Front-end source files

------------

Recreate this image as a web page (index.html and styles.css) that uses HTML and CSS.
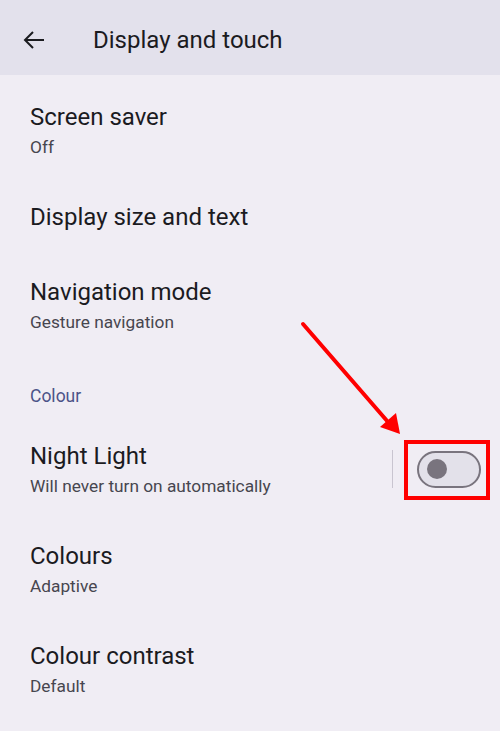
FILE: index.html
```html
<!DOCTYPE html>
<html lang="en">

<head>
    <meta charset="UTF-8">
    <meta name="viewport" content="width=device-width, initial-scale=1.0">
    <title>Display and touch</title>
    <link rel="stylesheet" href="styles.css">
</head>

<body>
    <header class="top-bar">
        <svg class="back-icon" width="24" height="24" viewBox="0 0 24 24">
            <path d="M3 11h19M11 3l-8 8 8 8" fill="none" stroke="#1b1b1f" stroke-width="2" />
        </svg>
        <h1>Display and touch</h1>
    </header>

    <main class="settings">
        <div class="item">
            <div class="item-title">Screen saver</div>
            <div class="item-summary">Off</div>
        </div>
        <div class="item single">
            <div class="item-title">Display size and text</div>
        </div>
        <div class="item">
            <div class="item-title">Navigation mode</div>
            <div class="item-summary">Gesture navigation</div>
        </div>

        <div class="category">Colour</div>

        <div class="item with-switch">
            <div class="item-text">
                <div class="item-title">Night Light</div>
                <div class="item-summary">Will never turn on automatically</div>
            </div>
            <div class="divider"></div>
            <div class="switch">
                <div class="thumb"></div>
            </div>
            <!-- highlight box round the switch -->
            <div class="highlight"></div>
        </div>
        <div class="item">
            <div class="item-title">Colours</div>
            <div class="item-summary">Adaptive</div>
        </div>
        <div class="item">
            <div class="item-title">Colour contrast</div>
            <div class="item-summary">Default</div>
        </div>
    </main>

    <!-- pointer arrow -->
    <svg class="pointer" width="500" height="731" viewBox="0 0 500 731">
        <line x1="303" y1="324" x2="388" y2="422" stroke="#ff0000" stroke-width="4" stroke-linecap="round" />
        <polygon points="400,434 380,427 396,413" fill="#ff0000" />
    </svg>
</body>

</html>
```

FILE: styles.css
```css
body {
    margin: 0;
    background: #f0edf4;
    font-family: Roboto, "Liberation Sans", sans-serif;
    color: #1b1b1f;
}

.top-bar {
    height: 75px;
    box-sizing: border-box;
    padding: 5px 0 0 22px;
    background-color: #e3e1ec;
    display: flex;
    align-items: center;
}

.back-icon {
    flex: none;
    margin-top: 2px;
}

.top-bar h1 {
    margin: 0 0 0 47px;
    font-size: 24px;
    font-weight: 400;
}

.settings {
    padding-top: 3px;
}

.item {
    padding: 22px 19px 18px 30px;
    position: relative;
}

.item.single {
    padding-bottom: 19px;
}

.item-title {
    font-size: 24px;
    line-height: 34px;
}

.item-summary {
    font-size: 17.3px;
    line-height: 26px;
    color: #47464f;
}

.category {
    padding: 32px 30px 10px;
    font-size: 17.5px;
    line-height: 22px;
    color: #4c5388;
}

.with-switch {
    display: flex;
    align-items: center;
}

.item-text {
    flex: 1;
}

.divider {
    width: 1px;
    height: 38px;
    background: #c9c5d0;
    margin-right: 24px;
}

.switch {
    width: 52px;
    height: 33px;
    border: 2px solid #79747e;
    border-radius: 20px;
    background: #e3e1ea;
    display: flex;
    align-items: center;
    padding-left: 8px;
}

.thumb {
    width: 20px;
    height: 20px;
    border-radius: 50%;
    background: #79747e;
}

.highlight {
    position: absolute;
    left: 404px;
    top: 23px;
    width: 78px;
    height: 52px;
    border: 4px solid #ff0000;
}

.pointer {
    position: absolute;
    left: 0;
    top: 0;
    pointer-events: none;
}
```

------------

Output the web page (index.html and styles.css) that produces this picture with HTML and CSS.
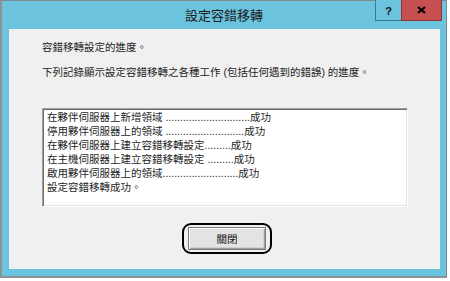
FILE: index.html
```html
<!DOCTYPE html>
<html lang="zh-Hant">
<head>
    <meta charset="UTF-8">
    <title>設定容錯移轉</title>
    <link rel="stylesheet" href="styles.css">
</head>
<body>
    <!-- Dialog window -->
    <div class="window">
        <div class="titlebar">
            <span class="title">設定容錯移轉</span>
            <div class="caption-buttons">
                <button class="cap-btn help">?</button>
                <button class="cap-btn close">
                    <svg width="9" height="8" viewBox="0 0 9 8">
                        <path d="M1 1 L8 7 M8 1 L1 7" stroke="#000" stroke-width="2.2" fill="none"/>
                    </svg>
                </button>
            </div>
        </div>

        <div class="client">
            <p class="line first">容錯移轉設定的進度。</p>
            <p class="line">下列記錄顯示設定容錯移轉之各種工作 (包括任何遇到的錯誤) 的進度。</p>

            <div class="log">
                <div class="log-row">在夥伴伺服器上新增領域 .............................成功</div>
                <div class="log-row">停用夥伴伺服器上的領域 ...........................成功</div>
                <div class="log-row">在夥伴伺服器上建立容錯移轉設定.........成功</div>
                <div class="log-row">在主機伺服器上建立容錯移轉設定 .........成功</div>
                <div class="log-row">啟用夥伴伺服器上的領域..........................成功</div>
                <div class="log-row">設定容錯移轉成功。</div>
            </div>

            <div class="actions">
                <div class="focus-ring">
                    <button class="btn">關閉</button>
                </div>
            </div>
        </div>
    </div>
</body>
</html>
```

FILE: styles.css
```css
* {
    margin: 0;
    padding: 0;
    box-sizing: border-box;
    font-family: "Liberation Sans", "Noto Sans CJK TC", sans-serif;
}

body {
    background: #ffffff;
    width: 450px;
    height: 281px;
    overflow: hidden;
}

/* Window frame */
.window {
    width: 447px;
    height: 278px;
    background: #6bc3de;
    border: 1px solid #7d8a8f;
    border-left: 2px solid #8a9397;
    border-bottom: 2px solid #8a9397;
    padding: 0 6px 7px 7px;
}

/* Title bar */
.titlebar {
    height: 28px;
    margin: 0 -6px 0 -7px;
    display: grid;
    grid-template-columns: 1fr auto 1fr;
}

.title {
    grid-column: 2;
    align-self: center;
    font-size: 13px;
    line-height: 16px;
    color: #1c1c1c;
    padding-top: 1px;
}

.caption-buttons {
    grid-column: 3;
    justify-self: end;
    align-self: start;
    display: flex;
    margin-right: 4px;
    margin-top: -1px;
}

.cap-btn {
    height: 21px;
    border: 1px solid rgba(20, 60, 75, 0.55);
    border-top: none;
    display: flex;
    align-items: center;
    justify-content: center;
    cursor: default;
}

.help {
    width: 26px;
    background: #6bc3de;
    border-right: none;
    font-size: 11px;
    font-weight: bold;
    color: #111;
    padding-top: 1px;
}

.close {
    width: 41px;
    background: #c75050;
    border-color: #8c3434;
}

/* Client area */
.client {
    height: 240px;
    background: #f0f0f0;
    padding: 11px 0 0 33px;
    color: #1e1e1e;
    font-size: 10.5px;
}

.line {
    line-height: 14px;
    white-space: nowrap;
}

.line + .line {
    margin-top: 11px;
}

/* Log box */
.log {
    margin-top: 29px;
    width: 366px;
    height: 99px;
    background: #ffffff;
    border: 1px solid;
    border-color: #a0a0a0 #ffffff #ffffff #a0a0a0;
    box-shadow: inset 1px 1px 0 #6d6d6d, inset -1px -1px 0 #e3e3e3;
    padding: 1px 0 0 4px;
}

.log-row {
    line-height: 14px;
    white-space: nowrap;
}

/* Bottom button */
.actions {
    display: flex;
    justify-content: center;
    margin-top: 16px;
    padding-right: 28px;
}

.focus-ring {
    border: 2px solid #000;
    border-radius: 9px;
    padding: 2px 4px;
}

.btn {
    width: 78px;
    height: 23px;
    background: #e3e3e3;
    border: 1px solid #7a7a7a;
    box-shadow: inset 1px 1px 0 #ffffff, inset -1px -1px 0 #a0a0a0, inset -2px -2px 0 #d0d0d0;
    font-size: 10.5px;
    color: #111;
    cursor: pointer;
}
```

------------

#### Problem details
Search the entries for the word "this", then list each line that holds it.

#### Right answer
Recreate this image as a web page (index.html and styles.css) that uses HTML and CSS.
Output the web page (index.html and styles.css) that produces this picture with HTML and CSS.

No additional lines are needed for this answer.